**INFORMATION SHOWN:**

## START

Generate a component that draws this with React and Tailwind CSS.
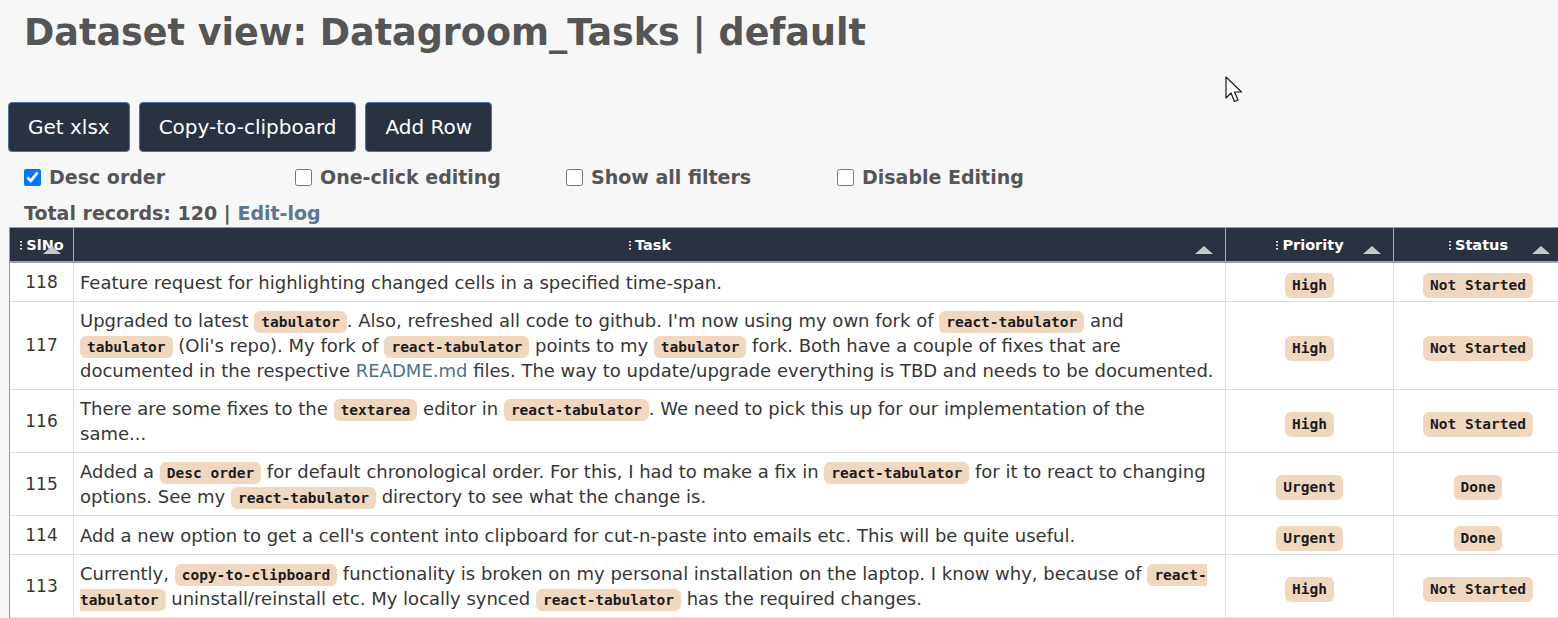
import React from "react";

const rows = [
  { id: 118, pr: "High", st: "Not Started", text: "Feature request for highlighting changed cells in a specified time-span." },
  { id: 117, pr: "High", st: "Not Started", text: "Upgraded to latest `tabulator`. Also, refreshed all code to github. I'm now using my own fork of `react-tabulator` and `tabulator` (Oli's repo). My fork of `react-tabulator` points to my `tabulator` fork. Both have a couple of fixes that are documented in the respective [README.md] files. The way to update/upgrade everything is TBD and needs to be documented." },
  { id: 116, pr: "High", st: "Not Started", text: "There are some fixes to the `textarea` editor in `react-tabulator`. We need to pick this up for our implementation of the same..." },
  { id: 115, pr: "Urgent", st: "Done", text: "Added a `Desc order` for default chronological order. For this, I had to make a fix in `react-tabulator` for it to react to changing options. See my `react-tabulator` directory to see what the change is." },
  { id: 114, pr: "Urgent", st: "Done", text: "Add a new option to get a cell's content into clipboard for cut-n-paste into emails etc. This will be quite useful." },
  { id: 113, pr: "High", st: "Not Started", text: "Currently, `copy-to-clipboard` functionality is broken on my personal installation on the laptop. I know why, because of `react-tabulator` uninstall/reinstall etc. My locally synced `react-tabulator` has the required changes." },
];

function RichText({ text }) {
  const parts = text.split(/(`[^`]+`|\[[^\]]+\])/g);
  return parts.map((p, i) => {
    if (p.startsWith("`")) {
      return (
        <code
          key={i}
          className="rounded-[6px] bg-[#f0d8c0] px-[7px] py-[3px] align-baseline font-bold text-[14.5px] leading-none text-[#1b1b1b] [box-decoration-break:slice] [font-family:'DejaVu_Sans_Mono',monospace]"
        >
          {p.slice(1, -1)}
        </code>
      );
    }
    if (p.startsWith("[")) {
      return (
        <span key={i} className="text-[#50708f]">
          {p.slice(1, -1)}
        </span>
      );
    }
    return <React.Fragment key={i}>{p}</React.Fragment>;
  });
}

function Badge({ children }) {
  return (
    <span className="translate-y-[3px] rounded-[6px] bg-[#f0d8c0] px-[7px] py-[4px] font-bold text-[14.5px] leading-[17px] text-[#1b1b1b] [font-family:'DejaVu_Sans_Mono',monospace]">
      {children}
    </span>
  );
}

function Dots() {
  return (
    <svg width="3" height="9" viewBox="0 0 3 9" className="mr-[4px] shrink-0">
      <rect x="1" y="0" width="2" height="1.5" fill="#e5e5e5" />
      <rect x="1" y="3.5" width="2" height="1.5" fill="#e5e5e5" />
      <rect x="1" y="7" width="2" height="1.5" fill="#e5e5e5" />
    </svg>
  );
}

function Arrow() {
  return (
    <svg width="18" height="8" viewBox="0 0 18 8" className="absolute right-[12px] top-[18px]">
      <polygon points="0,8 9,0 18,8" fill="#c8c8c8" />
    </svg>
  );
}

function HeadCell({ label, last }) {
  return (
    <div className={`relative h-[33px] ${last ? "" : "border-r border-[#aaaaaa]"}`}>
      <div className="flex items-center justify-center pt-[8px] text-[14.5px] font-bold leading-[18px] text-white">
        <Dots />
        <span>{label}</span>
      </div>
      <Arrow />
    </div>
  );
}

function Check({ label, checked }) {
  return (
    <label className="flex w-[271px] items-center gap-[8px]">
      <input type="checkbox" defaultChecked={checked} className="m-0 h-[17px] w-[17px] accent-[#0075ff]" />
      <span>{label}</span>
    </label>
  );
}

function Cursor() {
  return (
    <svg width="20" height="28" viewBox="0 0 20 28" className="pointer-events-none absolute left-[1225px] top-[76px]">
      <path d="M1 1 L1 22 L6 17 L9.5 25.5 L13 24 L9.5 16 L16.5 16 Z" fill="#ffffff" stroke="#1a1a1a" strokeWidth="1.2" strokeLinejoin="round" />
    </svg>
  );
}

export default function App() {
  return (
    <div className="relative h-screen w-full overflow-hidden bg-[#f7f7f7] [font-family:'DejaVu_Sans',Verdana,sans-serif]">
      <h1 className="px-[24px] pt-[11px] text-[36.5px] font-bold leading-[44px] text-[#555555]">
        Dataset view: Datagroom_Tasks | default
      </h1>

      <div className="mt-[47px] flex gap-[9px] px-[8px]">
        {["Get xlsx", "Copy-to-clipboard", "Add Row"].map((b) => (
          <button
            key={b}
            className="h-[50px] rounded-[4px] border border-[#4576a6] bg-[#2a3140] px-[19px] text-[20px] text-white"
          >
            {b}
          </button>
        ))}
      </div>

      <div className="mt-[13px] flex h-[24px] pl-[24px] text-[19px] font-bold leading-[24px] text-[#555555]">
        <Check label="Desc order" checked />
        <Check label="One-click editing" />
        <Check label="Show all filters" />
        <Check label="Disable Editing" />
      </div>

      <div className="mt-[12px] h-[24px] pl-[24px] text-[19px] font-bold leading-[24px] text-[#555555]">
        Total records: 120 | <span className="text-[#5b7593]">Edit-log</span>
      </div>

      <div className="ml-[9px] mt-[2px] w-[1554px] border-l border-t border-[#999999] bg-white">
        <div className="grid grid-cols-[64px_1152px_168px_168px] border-b-2 border-[#a0a0a0] bg-[#2a3140]">
          <HeadCell label="SlNo" />
          <HeadCell label="Task" />
          <HeadCell label="Priority" />
          <HeadCell label="Status" last />
        </div>
        {rows.map((r) => (
          <div
            key={r.id}
            className="grid min-h-[39px] grid-cols-[64px_1152px_168px_168px] border-b border-[#dddddd] text-[18px] leading-[25px] text-[#363636]"
          >
            <div className="flex items-center justify-center border-r border-[#dddddd] text-[17px]">{r.id}</div>
            <div className="flex items-center border-r border-[#dddddd] py-[6px] pl-[6px] pr-[9px]">
              <div>
                <RichText text={r.text} />
              </div>
            </div>
            <div className="flex items-center justify-center border-r border-[#dddddd]">
              <Badge>{r.pr}</Badge>
            </div>
            <div className="flex items-center justify-center">
              <Badge>{r.st}</Badge>
            </div>
          </div>
        ))}
      </div>

      <Cursor />
    </div>
  );
}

## END

**DIRECTIONS:** Print out the whole of the material word for word, without pictures.

**THE REPLY:**
Generate a component that draws this with React and Tailwind CSS.
import React from "react";

const rows = [
  { id: 118, pr: "High", st: "Not Started", text: "Feature request for highlighting changed cells in a specified time-span." },
  { id: 117, pr: "High", st: "Not Started", text: "Upgraded to latest `tabulator`. Also, refreshed all code to github. I'm now using my own fork of `react-tabulator` and `tabulator` (Oli's repo). My fork of `react-tabulator` points to my `tabulator` fork. Both have a couple of fixes that are documented in the respective [README.md] files. The way to update/upgrade everything is TBD and needs to be documented." },
  { id: 116, pr: "High", st: "Not Started", text: "There are some fixes to the `textarea` editor in `react-tabulator`. We need to pick this up for our implementation of the same..." },
  { id: 115, pr: "Urgent", st: "Done", text: "Added a `Desc order` for default chronological order. For this, I had to make a fix in `react-tabulator` for it to react to changing options. See my `react-tabulator` directory to see what the change is." },
  { id: 114, pr: "Urgent", st: "Done", text: "Add a new option to get a cell's content into clipboard for cut-n-paste into emails etc. This will be quite useful." },
  { id: 113, pr: "High", st: "Not Started", text: "Currently, `copy-to-clipboard` functionality is broken on my personal installation on the laptop. I know why, because of `react-tabulator` uninstall/reinstall etc. My locally synced `react-tabulator` has the required changes." },
];

function RichText({ text }) {
  const parts = text.split(/(`[^`]+`|\[[^\]]+\])/g);
  return parts.map((p, i) => {
    if (p.startsWith("`")) {
      return (
        <code
          key={i}
          className="rounded-[6px] bg-[#f0d8c0] px-[7px] py-[3px] align-baseline font-bold text-[14.5px] leading-none text-[#1b1b1b] [box-decoration-break:slice] [font-family:'DejaVu_Sans_Mono',monospace]"
        >
          {p.slice(1, -1)}
        </code>
      );
    }
    if (p.startsWith("[")) {
      return (
        <span key={i} className="text-[#50708f]">
          {p.slice(1, -1)}
        </span>
      );
    }
    return <React.Fragment key={i}>{p}</React.Fragment>;
  });
}

function Badge({ children }) {
  return (
    <span className="translate-y-[3px] rounded-[6px] bg-[#f0d8c0] px-[7px] py-[4px] font-bold text-[14.5px] leading-[17px] text-[#1b1b1b] [font-family:'DejaVu_Sans_Mono',monospace]">
      {children}
    </span>
  );
}

function Dots() {
  return (
    <svg width="3" height="9" viewBox="0 0 3 9" className="mr-[4px] shrink-0">
      <rect x="1" y="0" width="2" height="1.5" fill="#e5e5e5" />
      <rect x="1" y="3.5" width="2" height="1.5" fill="#e5e5e5" />
      <rect x="1" y="7" width="2" height="1.5" fill="#e5e5e5" />
    </svg>
  );
}

function Arrow() {
  return (
    <svg width="18" height="8" viewBox="0 0 18 8" className="absolute right-[12px] top-[18px]">
      <polygon points="0,8 9,0 18,8" fill="#c8c8c8" />
    </svg>
  );
}

function HeadCell({ label, last }) {
  return (
    <div className={`relative h-[33px] ${last ? "" : "border-r border-[#aaaaaa]"}`}>
      <div className="flex items-center justify-center pt-[8px] text-[14.5px] font-bold leading-[18px] text-white">
        <Dots />
        <span>{label}</span>
      </div>
      <Arrow />
    </div>
  );
}

function Check({ label, checked }) {
  return (
    <label className="flex w-[271px] items-center gap-[8px]">
      <input type="checkbox" defaultChecked={checked} className="m-0 h-[17px] w-[17px] accent-[#0075ff]" />
      <span>{label}</span>
    </label>
  );
}

function Cursor() {
  return (
    <svg width="20" height="28" viewBox="0 0 20 28" className="pointer-events-none absolute left-[1225px] top-[76px]">
      <path d="M1 1 L1 22 L6 17 L9.5 25.5 L13 24 L9.5 16 L16.5 16 Z" fill="#ffffff" stroke="#1a1a1a" strokeWidth="1.2" strokeLinejoin="round" />
    </svg>
  );
}

export default function App() {
  return (
    <div className="relative h-screen w-full overflow-hidden bg-[#f7f7f7] [font-family:'DejaVu_Sans',Verdana,sans-serif]">
      <h1 className="px-[24px] pt-[11px] text-[36.5px] font-bold leading-[44px] text-[#555555]">
        Dataset view: Datagroom_Tasks | default
      </h1>

      <div className="mt-[47px] flex gap-[9px] px-[8px]">
        {["Get xlsx", "Copy-to-clipboard", "Add Row"].map((b) => (
          <button
            key={b}
            className="h-[50px] rounded-[4px] border border-[#4576a6] bg-[#2a3140] px-[19px] text-[20px] text-white"
          >
            {b}
          </button>
        ))}
      </div>

      <div className="mt-[13px] flex h-[24px] pl-[24px] text-[19px] font-bold leading-[24px] text-[#555555]">
        <Check label="Desc order" checked />
        <Check label="One-click editing" />
        <Check label="Show all filters" />
        <Check label="Disable Editing" />
      </div>

      <div className="mt-[12px] h-[24px] pl-[24px] text-[19px] font-bold leading-[24px] text-[#555555]">
        Total records: 120 | <span className="text-[#5b7593]">Edit-log</span>
      </div>

      <div className="ml-[9px] mt-[2px] w-[1554px] border-l border-t border-[#999999] bg-white">
        <div className="grid grid-cols-[64px_1152px_168px_168px] border-b-2 border-[#a0a0a0] bg-[#2a3140]">
          <HeadCell label="SlNo" />
          <HeadCell label="Task" />
          <HeadCell label="Priority" />
          <HeadCell label="Status" last />
        </div>
        {rows.map((r) => (
          <div
            key={r.id}
            className="grid min-h-[39px] grid-cols-[64px_1152px_168px_168px] border-b border-[#dddddd] text-[18px] leading-[25px] text-[#363636]"
          >
            <div className="flex items-center justify-center border-r border-[#dddddd] text-[17px]">{r.id}</div>
            <div className="flex items-center border-r border-[#dddddd] py-[6px] pl-[6px] pr-[9px]">
              <div>
                <RichText text={r.text} />
              </div>
            </div>
            <div className="flex items-center justify-center border-r border-[#dddddd]">
              <Badge>{r.pr}</Badge>
            </div>
            <div className="flex items-center justify-center">
              <Badge>{r.st}</Badge>
            </div>
          </div>
        ))}
      </div>

      <Cursor />
    </div>
  );
}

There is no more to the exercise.